§ **PROBLEM STATEMENT**
Carry none of the pictures over; set down the material below exactly.

··· SOURCE DATA

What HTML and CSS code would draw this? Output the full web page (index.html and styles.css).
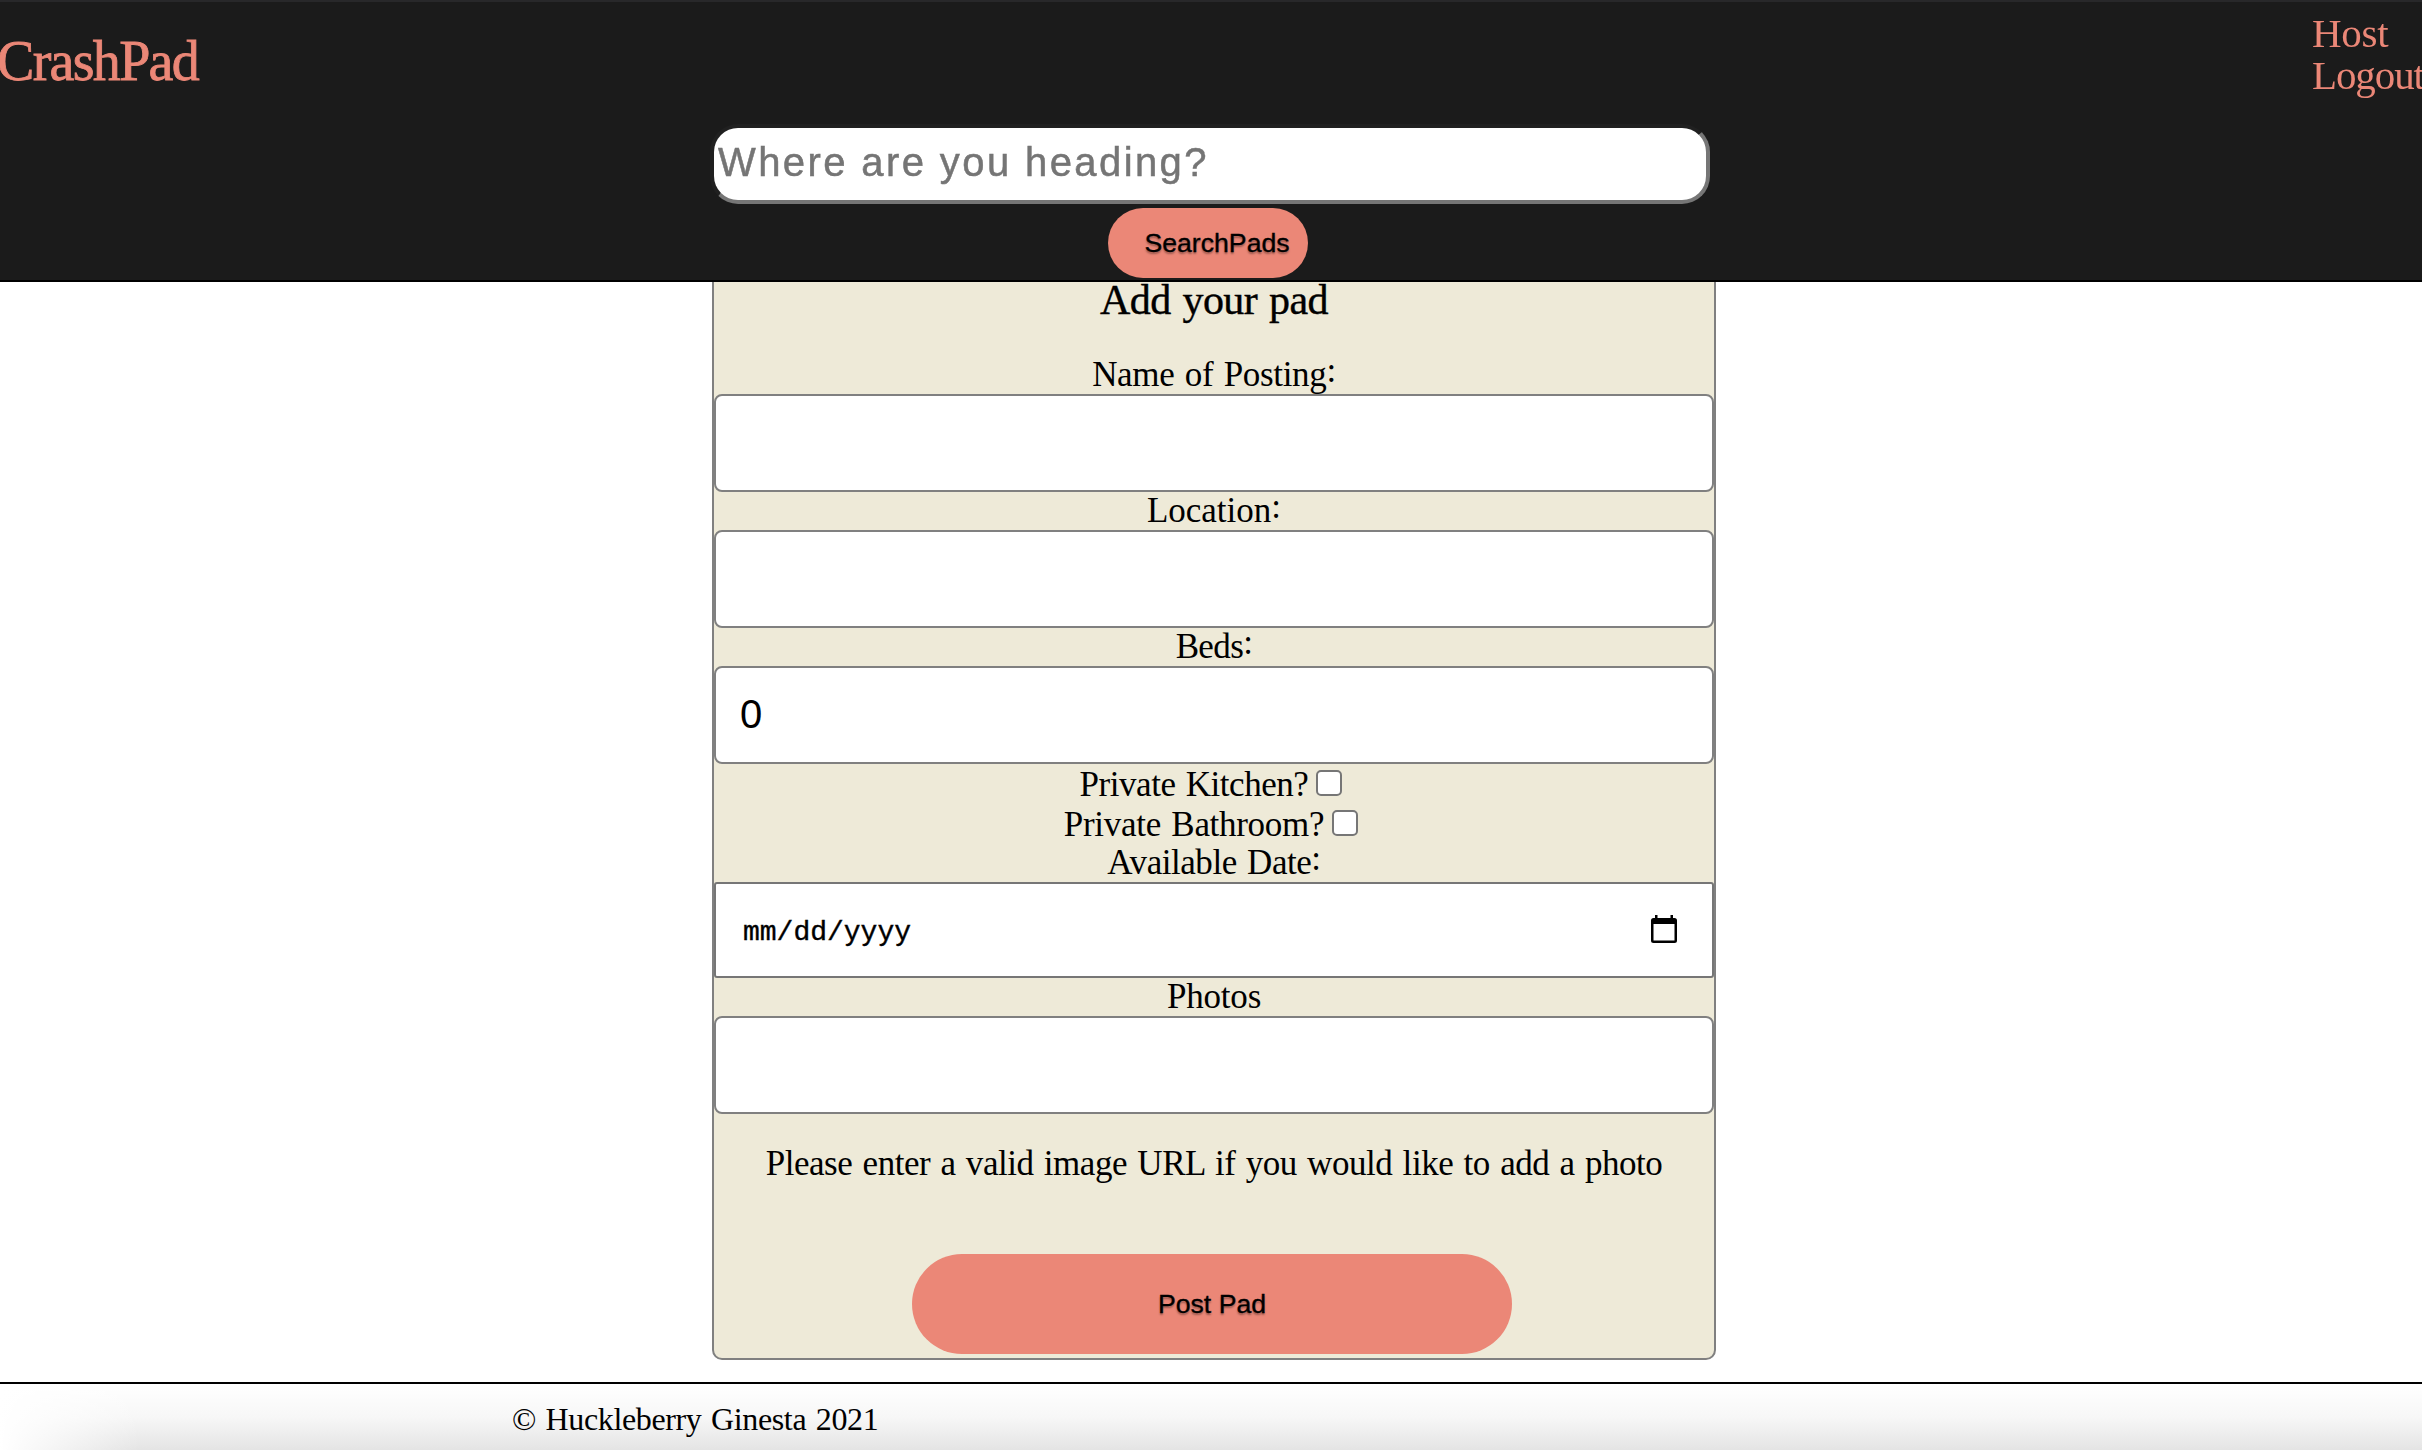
FILE: index.html
```html
<!DOCTYPE html>
<html lang="en">
<head>
<meta charset="utf-8">
<title>CrashPad</title>
<link rel="stylesheet" href="styles.css">
</head>
<body>
<header class="site-header">
  <div class="top-row">
    <a class="brand">CrashPad</a>
    <nav class="nav"><a class="host">Host</a><a class="logout">Logout</a></nav>
  </div>
  <form class="search">
    <input class="search-input" type="text" placeholder="Where are you heading?">
    <button class="btn search-btn" type="button">SearchPads</button>
  </form>
</header>
<main class="page">
  <form class="card">
    <h2 class="title">Add your pad</h2>
    <label class="label name">Name of Posting<span class="colon">:</span></label>
    <input class="field" type="text">
    <label class="label location">Location<span class="colon">:</span></label>
    <input class="field" type="text">
    <label class="label beds">Beds<span class="colon">:</span></label>
    <input class="field" type="text" value="0">
    <label class="check kitchen">Private Kitchen?<input class="box" type="checkbox"></label>
    <label class="check bathroom">Private Bathroom?<input class="box" type="checkbox"></label>
    <label class="label date">Available Date<span class="colon">:</span></label>
    <div class="field date-field">
      <span class="date-text">mm/dd/yyyy</span>
      <svg class="calendar" viewBox="0 0 26 28"><path d="M4 0h2.500v3h13V0H22v3h1.500a2.500 2.500 0 0 1 2.500 2.500v20a2.500 2.500 0 0 1-2.500 2.500h-21A2.500 2.500 0 0 1 0 25.500v-20A2.500 2.500 0 0 1 2.500 3H4zM2.500 9v16.500h21V9z" fill-rule="evenodd"/></svg>
    </div>
    <label class="label photos">Photos</label>
    <input class="field" type="text">
    <p class="hint">Please enter a valid image URL if you would like to add a photo</p>
    <button class="btn post-btn" type="button">Post Pad</button>
  </form>
</main>
<footer class="footer">© Huckleberry Ginesta 2021</footer>
</body>
</html>
```
FILE: styles.css
```css
* { box-sizing: border-box; }
html, body { height: 100%; }
body {
  margin: 0;
  overflow: hidden;
  background: #fff;
  color: #000;
  font-family: "Liberation Serif", serif;
  font-size: 35px;
  word-spacing: 2px;
}
.site-header {
  position: fixed;
  inset: 0 0 auto 0;
  z-index: 1;
  height: 282px;
  background: #1b1b1b;
  border-top: 2px solid #28282a;
  border-bottom: 2px solid #000;
  color: #eb8777;
}
.top-row { display: flex; justify-content: space-between; height: 122px; }
.brand { margin: 27px 0 0 -3px; font-size: 56px; line-height: 64px; letter-spacing: -1.7px; -webkit-text-stroke: .8px; }
.nav { display: flex; flex-direction: column; width: 110px; padding-top: 10px; font-size: 41px; line-height: 42px; }
.host { letter-spacing: -.3px; }
.logout { letter-spacing: -1.1px; }
.search { display: flex; flex-direction: column; align-items: center; gap: 4px; }
.search-input {
  width: 1000px;
  height: 80px;
  margin-right: 2px;
  padding: 0 4px 4px;
  border: 4px solid;
  border-color: #202020 #767676 #767676 #202020;
  border-radius: 28px;
  background: #fff;
  font: 40px "Liberation Sans", sans-serif;
  letter-spacing: 2.4px;
  word-spacing: 0;
}
.search-input::placeholder { color: #757575; -webkit-text-stroke: .5px #757575; }
.btn {
  flex: none;
  border: 0;
  background: #eb8777;
  color: #000;
  font: 26.67px "Liberation Sans", sans-serif;
  -webkit-text-stroke: .3px;
  text-shadow: 0 2px 2px rgba(0, 0, 0, .35);
}
.search-btn { width: 200px; height: 70px; margin-right: 6px; padding: 0 18px 0 36px; border-radius: 36px; white-space: nowrap; }
.page { display: flex; justify-content: center; height: 1382px; padding: 240px 0 22px 6px; }
.card {
  display: flex;
  flex-direction: column;
  align-items: center;
  width: 1004px;
  padding-top: 34px;
  border: 2px solid gray;
  border-radius: 10px;
  background: #eeead8;
}
.title { flex: none; height: 80px; margin: 0; font-size: 42px; font-weight: 400; line-height: 48px; letter-spacing: -.6px; -webkit-text-stroke: .4px; }
.label { flex: none; height: 38px; line-height: 37px; }
.name { letter-spacing: -.33px; }
.location { letter-spacing: 0; }
.beds { letter-spacing: -.6px; }
.date { letter-spacing: -.45px; }
.photos { letter-spacing: -.2px; }
.colon { position: relative; top: -4px; }
.field {
  flex: none;
  width: 1000px;
  height: 98px;
  padding: 0 24px 2px;
  border: 2px solid gray;
  border-radius: 8px;
  background: #fff;
  font: 40px "Liberation Sans", sans-serif;
}
.check { display: flex; flex: none; align-items: center; height: 40px; line-height: 41px; }
.kitchen { letter-spacing: -.46px; }
.bathroom { letter-spacing: -.3px; }
.box { appearance: none; width: 26px; height: 26px; margin: 0 6px 2px 8px; border: 2px solid #767676; border-radius: 5px; background: #fff; }
.date-field {
  display: flex;
  align-items: center;
  justify-content: space-between;
  height: 96px;
  padding: 0 35px 0 27px;
  border-color: #767676;
  border-radius: 3px;
}
.date-text { padding-top: 5px; font: 28px "Liberation Mono", monospace; -webkit-text-stroke: .4px; }
.calendar { width: 26px; height: 28px; margin-bottom: 2px; }
.hint { flex: none; margin: 30px 0 70px; line-height: 40px; letter-spacing: -.46px; white-space: nowrap; }
.post-btn { width: 600px; height: 100px; margin-right: 4px; border-radius: 50px; }
.footer {
  height: 68px;
  padding: 15px 0 0 512px;
  border-top: 2px solid #000;
  background: linear-gradient(90deg, #fff 0, rgba(255, 255, 255, 0) 140px), linear-gradient(#fff, #f7f7f7 50%, #e4e4e4);
  font-size: 32px;
  line-height: 41px;
  letter-spacing: -.37px;
}
```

······

§ **FINISHED EXERCISE**
What HTML and CSS code would draw this? Output the full web page (index.html and styles.css).
FILE: index.html
```html
<!DOCTYPE html>
<html lang="en">
<head>
<meta charset="utf-8">
<title>CrashPad</title>
<link rel="stylesheet" href="styles.css">
</head>
<body>
<header class="site-header">
  <div class="top-row">
    <a class="brand">CrashPad</a>
    <nav class="nav"><a class="host">Host</a><a class="logout">Logout</a></nav>
  </div>
  <form class="search">
    <input class="search-input" type="text" placeholder="Where are you heading?">
    <button class="btn search-btn" type="button">SearchPads</button>
  </form>
</header>
<main class="page">
  <form class="card">
    <h2 class="title">Add your pad</h2>
    <label class="label name">Name of Posting<span class="colon">:</span></label>
    <input class="field" type="text">
    <label class="label location">Location<span class="colon">:</span></label>
    <input class="field" type="text">
    <label class="label beds">Beds<span class="colon">:</span></label>
    <input class="field" type="text" value="0">
    <label class="check kitchen">Private Kitchen?<input class="box" type="checkbox"></label>
    <label class="check bathroom">Private Bathroom?<input class="box" type="checkbox"></label>
    <label class="label date">Available Date<span class="colon">:</span></label>
    <div class="field date-field">
      <span class="date-text">mm/dd/yyyy</span>
      <svg class="calendar" viewBox="0 0 26 28"><path d="M4 0h2.500v3h13V0H22v3h1.500a2.500 2.500 0 0 1 2.500 2.500v20a2.500 2.500 0 0 1-2.500 2.500h-21A2.500 2.500 0 0 1 0 25.500v-20A2.500 2.500 0 0 1 2.500 3H4zM2.500 9v16.500h21V9z" fill-rule="evenodd"/></svg>
    </div>
    <label class="label photos">Photos</label>
    <input class="field" type="text">
    <p class="hint">Please enter a valid image URL if you would like to add a photo</p>
    <button class="btn post-btn" type="button">Post Pad</button>
  </form>
</main>
<footer class="footer">© Huckleberry Ginesta 2021</footer>
</body>
</html>
```
FILE: styles.css
```css
* { box-sizing: border-box; }
html, body { height: 100%; }
body {
  margin: 0;
  overflow: hidden;
  background: #fff;
  color: #000;
  font-family: "Liberation Serif", serif;
  font-size: 35px;
  word-spacing: 2px;
}
.site-header {
  position: fixed;
  inset: 0 0 auto 0;
  z-index: 1;
  height: 282px;
  background: #1b1b1b;
  border-top: 2px solid #28282a;
  border-bottom: 2px solid #000;
  color: #eb8777;
}
.top-row { display: flex; justify-content: space-between; height: 122px; }
.brand { margin: 27px 0 0 -3px; font-size: 56px; line-height: 64px; letter-spacing: -1.7px; -webkit-text-stroke: .8px; }
.nav { display: flex; flex-direction: column; width: 110px; padding-top: 10px; font-size: 41px; line-height: 42px; }
.host { letter-spacing: -.3px; }
.logout { letter-spacing: -1.1px; }
.search { display: flex; flex-direction: column; align-items: center; gap: 4px; }
.search-input {
  width: 1000px;
  height: 80px;
  margin-right: 2px;
  padding: 0 4px 4px;
  border: 4px solid;
  border-color: #202020 #767676 #767676 #202020;
  border-radius: 28px;
  background: #fff;
  font: 40px "Liberation Sans", sans-serif;
  letter-spacing: 2.4px;
  word-spacing: 0;
}
.search-input::placeholder { color: #757575; -webkit-text-stroke: .5px #757575; }
.btn {
  flex: none;
  border: 0;
  background: #eb8777;
  color: #000;
  font: 26.67px "Liberation Sans", sans-serif;
  -webkit-text-stroke: .3px;
  text-shadow: 0 2px 2px rgba(0, 0, 0, .35);
}
.search-btn { width: 200px; height: 70px; margin-right: 6px; padding: 0 18px 0 36px; border-radius: 36px; white-space: nowrap; }
.page { display: flex; justify-content: center; height: 1382px; padding: 240px 0 22px 6px; }
.card {
  display: flex;
  flex-direction: column;
  align-items: center;
  width: 1004px;
  padding-top: 34px;
  border: 2px solid gray;
  border-radius: 10px;
  background: #eeead8;
}
.title { flex: none; height: 80px; margin: 0; font-size: 42px; font-weight: 400; line-height: 48px; letter-spacing: -.6px; -webkit-text-stroke: .4px; }
.label { flex: none; height: 38px; line-height: 37px; }
.name { letter-spacing: -.33px; }
.location { letter-spacing: 0; }
.beds { letter-spacing: -.6px; }
.date { letter-spacing: -.45px; }
.photos { letter-spacing: -.2px; }
.colon { position: relative; top: -4px; }
.field {
  flex: none;
  width: 1000px;
  height: 98px;
  padding: 0 24px 2px;
  border: 2px solid gray;
  border-radius: 8px;
  background: #fff;
  font: 40px "Liberation Sans", sans-serif;
}
.check { display: flex; flex: none; align-items: center; height: 40px; line-height: 41px; }
.kitchen { letter-spacing: -.46px; }
.bathroom { letter-spacing: -.3px; }
.box { appearance: none; width: 26px; height: 26px; margin: 0 6px 2px 8px; border: 2px solid #767676; border-radius: 5px; background: #fff; }
.date-field {
  display: flex;
  align-items: center;
  justify-content: space-between;
  height: 96px;
  padding: 0 35px 0 27px;
  border-color: #767676;
  border-radius: 3px;
}
.date-text { padding-top: 5px; font: 28px "Liberation Mono", monospace; -webkit-text-stroke: .4px; }
.calendar { width: 26px; height: 28px; margin-bottom: 2px; }
.hint { flex: none; margin: 30px 0 70px; line-height: 40px; letter-spacing: -.46px; white-space: nowrap; }
.post-btn { width: 600px; height: 100px; margin-right: 4px; border-radius: 50px; }
.footer {
  height: 68px;
  padding: 15px 0 0 512px;
  border-top: 2px solid #000;
  background: linear-gradient(90deg, #fff 0, rgba(255, 255, 255, 0) 140px), linear-gradient(#fff, #f7f7f7 50%, #e4e4e4);
  font-size: 32px;
  line-height: 41px;
  letter-spacing: -.37px;
}
```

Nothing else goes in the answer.